Copy exactly the lines of the material below that run from the one containing "Emit a component" through the one containing "const [search, setSearch]". Copy no other lines.

=== MATERIAL ===
=-=-=-=-=

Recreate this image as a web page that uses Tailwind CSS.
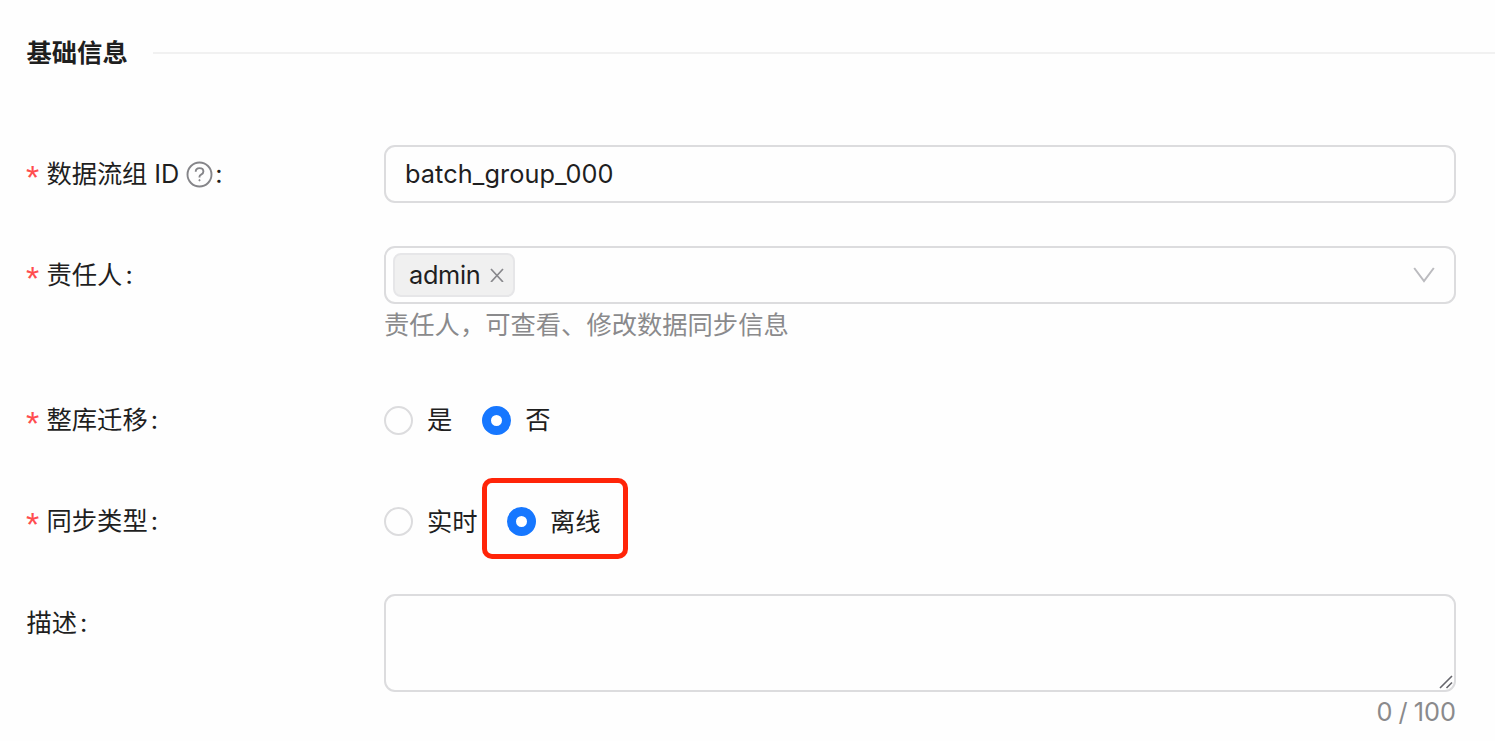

=-=-=-=-=

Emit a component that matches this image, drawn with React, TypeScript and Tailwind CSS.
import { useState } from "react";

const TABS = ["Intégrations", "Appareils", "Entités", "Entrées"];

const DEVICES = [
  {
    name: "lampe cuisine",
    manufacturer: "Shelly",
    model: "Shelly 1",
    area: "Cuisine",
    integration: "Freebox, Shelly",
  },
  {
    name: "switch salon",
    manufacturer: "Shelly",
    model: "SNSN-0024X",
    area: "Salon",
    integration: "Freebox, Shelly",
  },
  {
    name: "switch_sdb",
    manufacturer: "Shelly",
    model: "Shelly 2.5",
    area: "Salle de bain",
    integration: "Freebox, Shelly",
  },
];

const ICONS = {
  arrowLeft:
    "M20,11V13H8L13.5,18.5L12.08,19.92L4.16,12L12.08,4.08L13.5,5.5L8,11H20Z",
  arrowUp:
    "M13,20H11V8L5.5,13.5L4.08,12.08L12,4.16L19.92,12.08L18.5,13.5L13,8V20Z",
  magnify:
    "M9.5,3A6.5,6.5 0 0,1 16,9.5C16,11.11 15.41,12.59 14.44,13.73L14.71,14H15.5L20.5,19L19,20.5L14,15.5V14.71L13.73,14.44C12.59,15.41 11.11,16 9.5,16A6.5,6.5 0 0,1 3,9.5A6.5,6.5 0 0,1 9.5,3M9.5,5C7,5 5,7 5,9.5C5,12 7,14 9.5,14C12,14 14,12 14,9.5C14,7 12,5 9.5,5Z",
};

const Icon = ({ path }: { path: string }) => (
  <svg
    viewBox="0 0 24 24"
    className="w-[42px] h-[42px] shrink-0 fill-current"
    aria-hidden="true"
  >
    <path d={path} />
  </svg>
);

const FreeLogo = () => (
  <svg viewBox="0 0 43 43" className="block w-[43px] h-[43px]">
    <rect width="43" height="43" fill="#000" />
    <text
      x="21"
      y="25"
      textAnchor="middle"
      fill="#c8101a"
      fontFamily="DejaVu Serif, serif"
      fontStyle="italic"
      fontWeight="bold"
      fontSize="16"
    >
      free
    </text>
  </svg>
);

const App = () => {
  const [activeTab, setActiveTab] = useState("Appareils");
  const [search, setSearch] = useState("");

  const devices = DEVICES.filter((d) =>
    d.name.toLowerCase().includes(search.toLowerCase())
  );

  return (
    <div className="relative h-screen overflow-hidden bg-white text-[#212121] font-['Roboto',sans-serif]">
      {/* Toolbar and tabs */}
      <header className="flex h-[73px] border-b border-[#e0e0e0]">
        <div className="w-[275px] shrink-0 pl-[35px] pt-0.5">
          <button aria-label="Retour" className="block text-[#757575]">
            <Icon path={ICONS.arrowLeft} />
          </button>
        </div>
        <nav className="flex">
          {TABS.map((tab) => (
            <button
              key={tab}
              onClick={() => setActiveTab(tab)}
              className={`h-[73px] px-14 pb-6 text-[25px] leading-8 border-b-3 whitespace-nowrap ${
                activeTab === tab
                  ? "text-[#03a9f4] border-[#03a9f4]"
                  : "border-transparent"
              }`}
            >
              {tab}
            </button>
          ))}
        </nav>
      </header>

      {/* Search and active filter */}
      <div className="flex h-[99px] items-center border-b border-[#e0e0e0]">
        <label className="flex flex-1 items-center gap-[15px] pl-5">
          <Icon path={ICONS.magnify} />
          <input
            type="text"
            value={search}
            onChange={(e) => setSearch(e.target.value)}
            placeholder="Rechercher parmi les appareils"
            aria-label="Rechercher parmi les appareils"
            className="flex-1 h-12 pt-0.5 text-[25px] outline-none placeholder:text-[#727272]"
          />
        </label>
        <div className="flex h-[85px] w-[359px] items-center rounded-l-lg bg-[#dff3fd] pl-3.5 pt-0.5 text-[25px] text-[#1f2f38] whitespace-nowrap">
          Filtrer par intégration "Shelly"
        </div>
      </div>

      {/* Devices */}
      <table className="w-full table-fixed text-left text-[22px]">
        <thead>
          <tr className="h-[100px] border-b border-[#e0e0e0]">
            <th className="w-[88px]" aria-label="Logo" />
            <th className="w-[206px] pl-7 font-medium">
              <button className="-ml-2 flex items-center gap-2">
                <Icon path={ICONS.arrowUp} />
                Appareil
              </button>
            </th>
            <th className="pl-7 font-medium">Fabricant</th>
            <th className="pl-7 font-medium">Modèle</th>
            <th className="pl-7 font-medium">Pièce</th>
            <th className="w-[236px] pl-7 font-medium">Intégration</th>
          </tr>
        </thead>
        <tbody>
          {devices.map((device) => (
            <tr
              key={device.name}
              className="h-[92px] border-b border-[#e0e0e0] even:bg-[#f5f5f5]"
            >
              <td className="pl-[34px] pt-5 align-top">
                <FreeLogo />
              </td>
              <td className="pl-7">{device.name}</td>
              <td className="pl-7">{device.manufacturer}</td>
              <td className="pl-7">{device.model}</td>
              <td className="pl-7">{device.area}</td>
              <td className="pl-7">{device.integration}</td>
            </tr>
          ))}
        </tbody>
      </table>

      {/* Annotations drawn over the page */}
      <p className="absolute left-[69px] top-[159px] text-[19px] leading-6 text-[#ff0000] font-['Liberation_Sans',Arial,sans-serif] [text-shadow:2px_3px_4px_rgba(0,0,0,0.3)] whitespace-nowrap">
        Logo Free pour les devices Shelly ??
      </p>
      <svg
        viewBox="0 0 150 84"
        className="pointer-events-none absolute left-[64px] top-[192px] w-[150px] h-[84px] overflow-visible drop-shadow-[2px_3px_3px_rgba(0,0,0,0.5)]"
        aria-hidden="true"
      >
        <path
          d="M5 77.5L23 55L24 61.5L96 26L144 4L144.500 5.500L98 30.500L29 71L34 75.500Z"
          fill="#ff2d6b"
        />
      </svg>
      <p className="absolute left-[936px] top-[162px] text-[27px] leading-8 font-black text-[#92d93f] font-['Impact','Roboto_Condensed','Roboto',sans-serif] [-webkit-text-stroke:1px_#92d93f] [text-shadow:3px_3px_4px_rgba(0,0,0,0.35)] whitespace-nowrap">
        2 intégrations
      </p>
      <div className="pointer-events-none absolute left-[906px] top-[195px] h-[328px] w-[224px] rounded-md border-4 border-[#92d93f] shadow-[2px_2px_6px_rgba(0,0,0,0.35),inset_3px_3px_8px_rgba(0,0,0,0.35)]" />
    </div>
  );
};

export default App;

=-=-=-=-=

=== RESPONSE ===
Emit a component that matches this image, drawn with React, TypeScript and Tailwind CSS.
import { useState } from "react";

const TABS = ["Intégrations", "Appareils", "Entités", "Entrées"];

const DEVICES = [
  {
    name: "lampe cuisine",
    manufacturer: "Shelly",
    model: "Shelly 1",
    area: "Cuisine",
    integration: "Freebox, Shelly",
  },
  {
    name: "switch salon",
    manufacturer: "Shelly",
    model: "SNSN-0024X",
    area: "Salon",
    integration: "Freebox, Shelly",
  },
  {
    name: "switch_sdb",
    manufacturer: "Shelly",
    model: "Shelly 2.5",
    area: "Salle de bain",
    integration: "Freebox, Shelly",
  },
];

const ICONS = {
  arrowLeft:
    "M20,11V13H8L13.5,18.5L12.08,19.92L4.16,12L12.08,4.08L13.5,5.5L8,11H20Z",
  arrowUp:
    "M13,20H11V8L5.5,13.5L4.08,12.08L12,4.16L19.92,12.08L18.5,13.5L13,8V20Z",
  magnify:
    "M9.5,3A6.5,6.5 0 0,1 16,9.5C16,11.11 15.41,12.59 14.44,13.73L14.71,14H15.5L20.5,19L19,20.5L14,15.5V14.71L13.73,14.44C12.59,15.41 11.11,16 9.5,16A6.5,6.5 0 0,1 3,9.5A6.5,6.5 0 0,1 9.5,3M9.5,5C7,5 5,7 5,9.5C5,12 7,14 9.5,14C12,14 14,12 14,9.5C14,7 12,5 9.5,5Z",
};

const Icon = ({ path }: { path: string }) => (
  <svg
    viewBox="0 0 24 24"
    className="w-[42px] h-[42px] shrink-0 fill-current"
    aria-hidden="true"
  >
    <path d={path} />
  </svg>
);

const FreeLogo = () => (
  <svg viewBox="0 0 43 43" className="block w-[43px] h-[43px]">
    <rect width="43" height="43" fill="#000" />
    <text
      x="21"
      y="25"
      textAnchor="middle"
      fill="#c8101a"
      fontFamily="DejaVu Serif, serif"
      fontStyle="italic"
      fontWeight="bold"
      fontSize="16"
    >
      free
    </text>
  </svg>
);

const App = () => {
  const [activeTab, setActiveTab] = useState("Appareils");
  const [search, setSearch] = useState("");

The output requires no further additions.